Kinder Morgan, Inc. has reported strong third-quarter 2025 financial results, with the board of directors approving a 2 percent dividend increase to $0.2925 per share ($1.17 annualised), payable on 17 November 2025 to stockholders of record as of 3 November 2025.

The company reported third-quarter net income attributable to KMI of $628 million versus $625 million in Q3 2024, with adjusted net income attributable to KMI of $648 million, representing 16 percent growth year over year. Adjusted EBITDA reached $1,991 million, up 6 percent versus Q3 2024, whilst Adjusted EPS of $0.29 increased 16 percent year-over-year.

Executive chairman Richard D. Kinder stated that the United States continues leading the world in natural gas production and LNG exports, providing enhanced energy security to global allies. He characterised the outlook for Kinder Morgan as exceptionally promising, supported by historic growth in global natural gas demand, a favourable federal regulatory landscape, and strong permitting agency support.

Chief executive officer Kim Dang reported that the company generated strong quarterly performance with increased financial contributions from natural gas pipelines, products pipelines, and terminals business segments. The company maintained healthy finances whilst internally funding capital projects, generating cash flow from operations of $1.4 billion and free cash flow of $0.6 billion, up 13 percent and 5 percent respectively. The Net Debt-to-Adjusted EBITDA ratio stood at 3.9 times.

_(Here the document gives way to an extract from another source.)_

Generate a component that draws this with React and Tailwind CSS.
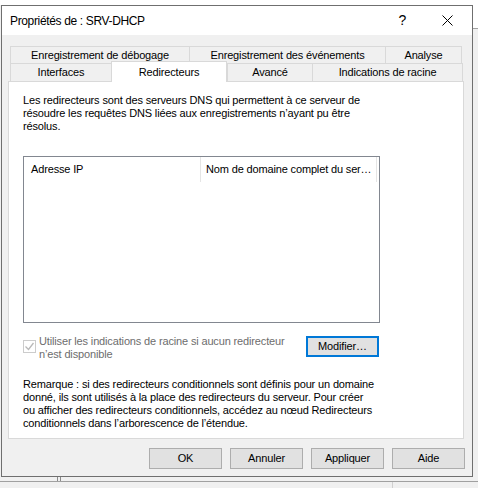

Dang highlighted that KMI is experiencing the most robust opportunity set in company history, with U.S. LNG nameplate capacity expected to more than double by 2030. The company currently holds long-term contracts to move almost 8 Bcf/d of natural gas to LNG facilities, growing to almost 12 Bcf/d by end-2028 upon completion of projects under construction. Total natural gas demand is expected to grow 20 percent through 2030, led by LNG exports, with KMI actively exploring more than 10 Bcf/d of opportunities serving power generation.

The company’s project backlog stood at $9.3 billion at quarter-end, with approximately 90% comprising natural gas projects. The remaining $7.9 billion of backlog projects are expected to generate an aggregate first-full-year project EBITDA multiple of approximately 5.7 times when realised. Approximately 50 percent of the backlog is associated with power generation projects.

Major project developments include TGP’s $93 million South Texas Enhancement Project targeting Q2 2028 service, the $1.8 billion Trident Intrastate Pipeline (Q1 2027), TGP’s $1.7 billion Mississippi Crossing project (Q4 2028), and the $3.5 billion South System Expansion 4 project with phased completion in Q4 2028 and Q4 2029. The $263 million Altamont Green River Pipeline entered service in September 2025.

Kinder Morgan expects to exceed 2025 budget primarily due to contributions from the Outrigger Energy II acquisition, with budgeted net income attributable to KMI of $2.8 billion (up 8 percent versus 2024) and adjusted EPS of $1.27 (up 10 percent). The company expects to declare 2025 dividends of $1.17 per share, a 2 percent increase from 2024. On 11 August 2025, Fitch upgraded KMI’s senior unsecured rating from BBB to BBB+ based on the company’s ability to fund growth capital with internally generated cash flow and favourable leverage levels.